* begin *

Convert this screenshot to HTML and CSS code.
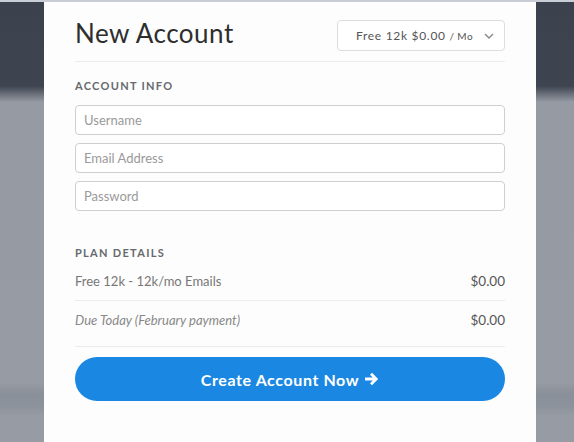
FILE: index.html
```html
<!DOCTYPE html>
<html lang="en">
<head>
    <meta charset="UTF-8">
    <meta name="viewport" content="width=device-width, initial-scale=1.0">
    <title>New Account</title>
    <link rel="stylesheet" href="styles.css">
</head>
<body>
    <div class="backdrop">
        <div class="modal">
            <header class="modal-head">
                <h1>New Account</h1>
                <button class="plan-select">
                    <span class="plan-text">Free 12k $0.00 <small>/ Mo</small></span>
                    <svg class="chevron" width="10" height="6" viewBox="0 0 10 6"><path d="M1 1l4 4 4-4" fill="none" stroke="#888" stroke-width="1.4"/></svg>
                </button>
            </header>

            <section class="section">
                <h2>Account Info</h2>
                <div class="fields">
                    <input type="text" placeholder="Username">
                    <input type="text" placeholder="Email Address">
                    <input type="password" placeholder="Password">
                </div>
            </section>

            <section class="section plan">
                <h2>Plan Details</h2>
                <div class="row">
                    <span>Free 12k - 12k/mo Emails</span>
                    <span class="price">$0.00</span>
                </div>
                <div class="row due">
                    <span class="note">Due Today (February payment)</span>
                    <span class="price">$0.00</span>
                </div>
            </section>

            <button class="create">Create Account Now
                <svg class="arrow" width="15" height="14" viewBox="0 0 15 14"><path d="M1 7h11M7 1.8L12.2 7 7 12.2" fill="none" stroke="#fff" stroke-width="2.8"/></svg>
            </button>
        </div>
    </div>
</body>
</html>
```

FILE: styles.css
```css
:root {
    --blue: #1a87e2;
    --text: #333;
    --muted: #666;
    --line: #ececec;
}

* {
    margin: 0;
    padding: 0;
    box-sizing: border-box;
}

body {
    font-family: Lato, "Open Sans", Arial, sans-serif;
    color: var(--text);
    height: 442px;
    overflow: hidden;
}

.backdrop {
    height: 442px;
    padding: 0 38px 0 44px;
    border-top: 2px solid #c9cdd5;
    background: linear-gradient(to bottom, #3b414d 0, #3e4450 84px, #959aa3 100px, #979ba4 380px, #8a9099 392px, #8d939c 405px, #979ba3 414px);
}

.modal {
    height: 100%;
    background: #fdfdfd;
    padding: 0 31px;
}

.modal-head {
    display: flex;
    justify-content: space-between;
    align-items: center;
    height: 60px;
    padding-top: 8px;
    border-bottom: 1px solid var(--line);
}

h1 {
    font-size: 26px;
    font-weight: 400;
    color: #2e2e2e;
    letter-spacing: 0.5px;
    margin-bottom: 5px;
}

.plan-select {
    display: flex;
    align-items: center;
    gap: 11px;
    width: 168px;
    height: 31px;
    padding: 0 12px 0 18px;
    background: #fff;
    border: 1px solid #ddd;
    border-radius: 4px;
    font-family: inherit;
    font-size: 12px;
    letter-spacing: 0.7px;
    color: #555;
    overflow: hidden;
    white-space: nowrap;
}

.plan-text small {
    font-size: 10px;
    letter-spacing: 0.4px;
}

.chevron {
    flex-shrink: 0;
}

h2 {
    font-size: 11px;
    font-weight: 700;
    letter-spacing: 1.3px;
    text-transform: uppercase;
    color: #666a6e;
    margin-bottom: 13px;
}

.section {
    padding-top: 17px;
}

.fields {
    display: flex;
    flex-direction: column;
    gap: 8px;
}

.fields input {
    height: 30px;
    border: 1px solid #cfcfcf;
    border-radius: 4px;
    background: #fff;
    padding: 0 8px;
    font-family: inherit;
    font-size: 13px;
}

.fields input::placeholder {
    color: #9a9a9a;
}

.plan {
    padding-top: 35px;
}

.plan h2 {
    margin-bottom: 5px;
}

.row {
    display: flex;
    justify-content: space-between;
    align-items: center;
    height: 37px;
    padding-bottom: 2px;
    border-bottom: 1px solid var(--line);
    font-size: 13px;
    color: #777;
}

.row.due {
    height: 46px;
    padding-bottom: 8px;
}

.note {
    font-style: italic;
    color: #888;
}

.price {
    font-size: 13.5px;
    color: #555;
}

.create {
    display: flex;
    align-items: center;
    justify-content: center;
    gap: 5px;
    width: 100%;
    height: 44px;
    margin-top: 10px;
    border: none;
    border-radius: 22px;
    background: var(--blue);
    color: #fff;
    font-family: inherit;
    font-size: 16px;
    font-weight: 700;
    letter-spacing: 0.6px;
}
```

* end *

EXERCISE DIRECTIONS :: Please transcribe the material above exactly as written. Leave the pictures out.

EXERCISE RESPONSE ::
Convert this screenshot to HTML and CSS code.
FILE: index.html
```html
<!DOCTYPE html>
<html lang="en">
<head>
    <meta charset="UTF-8">
    <meta name="viewport" content="width=device-width, initial-scale=1.0">
    <title>New Account</title>
    <link rel="stylesheet" href="styles.css">
</head>
<body>
    <div class="backdrop">
        <div class="modal">
            <header class="modal-head">
                <h1>New Account</h1>
                <button class="plan-select">
                    <span class="plan-text">Free 12k $0.00 <small>/ Mo</small></span>
                    <svg class="chevron" width="10" height="6" viewBox="0 0 10 6"><path d="M1 1l4 4 4-4" fill="none" stroke="#888" stroke-width="1.4"/></svg>
                </button>
            </header>

            <section class="section">
                <h2>Account Info</h2>
                <div class="fields">
                    <input type="text" placeholder="Username">
                    <input type="text" placeholder="Email Address">
                    <input type="password" placeholder="Password">
                </div>
            </section>

            <section class="section plan">
                <h2>Plan Details</h2>
                <div class="row">
                    <span>Free 12k - 12k/mo Emails</span>
                    <span class="price">$0.00</span>
                </div>
                <div class="row due">
                    <span class="note">Due Today (February payment)</span>
                    <span class="price">$0.00</span>
                </div>
            </section>

            <button class="create">Create Account Now
                <svg class="arrow" width="15" height="14" viewBox="0 0 15 14"><path d="M1 7h11M7 1.8L12.2 7 7 12.2" fill="none" stroke="#fff" stroke-width="2.8"/></svg>
            </button>
        </div>
    </div>
</body>
</html>
```

FILE: styles.css
```css
:root {
    --blue: #1a87e2;
    --text: #333;
    --muted: #666;
    --line: #ececec;
}

* {
    margin: 0;
    padding: 0;
    box-sizing: border-box;
}

body {
    font-family: Lato, "Open Sans", Arial, sans-serif;
    color: var(--text);
    height: 442px;
    overflow: hidden;
}

.backdrop {
    height: 442px;
    padding: 0 38px 0 44px;
    border-top: 2px solid #c9cdd5;
    background: linear-gradient(to bottom, #3b414d 0, #3e4450 84px, #959aa3 100px, #979ba4 380px, #8a9099 392px, #8d939c 405px, #979ba3 414px);
}

.modal {
    height: 100%;
    background: #fdfdfd;
    padding: 0 31px;
}

.modal-head {
    display: flex;
    justify-content: space-between;
    align-items: center;
    height: 60px;
    padding-top: 8px;
    border-bottom: 1px solid var(--line);
}

h1 {
    font-size: 26px;
    font-weight: 400;
    color: #2e2e2e;
    letter-spacing: 0.5px;
    margin-bottom: 5px;
}

.plan-select {
    display: flex;
    align-items: center;
    gap: 11px;
    width: 168px;
    height: 31px;
    padding: 0 12px 0 18px;
    background: #fff;
    border: 1px solid #ddd;
    border-radius: 4px;
    font-family: inherit;
    font-size: 12px;
    letter-spacing: 0.7px;
    color: #555;
    overflow: hidden;
    white-space: nowrap;
}

.plan-text small {
    font-size: 10px;
    letter-spacing: 0.4px;
}

.chevron {
    flex-shrink: 0;
}

h2 {
    font-size: 11px;
    font-weight: 700;
    letter-spacing: 1.3px;
    text-transform: uppercase;
    color: #666a6e;
    margin-bottom: 13px;
}

.section {
    padding-top: 17px;
}

.fields {
    display: flex;
    flex-direction: column;
    gap: 8px;
}

.fields input {
    height: 30px;
    border: 1px solid #cfcfcf;
    border-radius: 4px;
    background: #fff;
    padding: 0 8px;
    font-family: inherit;
    font-size: 13px;
}

.fields input::placeholder {
    color: #9a9a9a;
}

.plan {
    padding-top: 35px;
}

.plan h2 {
    margin-bottom: 5px;
}

.row {
    display: flex;
    justify-content: space-between;
    align-items: center;
    height: 37px;
    padding-bottom: 2px;
    border-bottom: 1px solid var(--line);
    font-size: 13px;
    color: #777;
}

.row.due {
    height: 46px;
    padding-bottom: 8px;
}

.note {
    font-style: italic;
    color: #888;
}

.price {
    font-size: 13.5px;
    color: #555;
}

.create {
    display: flex;
    align-items: center;
    justify-content: center;
    gap: 5px;
    width: 100%;
    height: 44px;
    margin-top: 10px;
    border: none;
    border-radius: 22px;
    background: var(--blue);
    color: #fff;
    font-family: inherit;
    font-size: 16px;
    font-weight: 700;
    letter-spacing: 0.6px;
}
```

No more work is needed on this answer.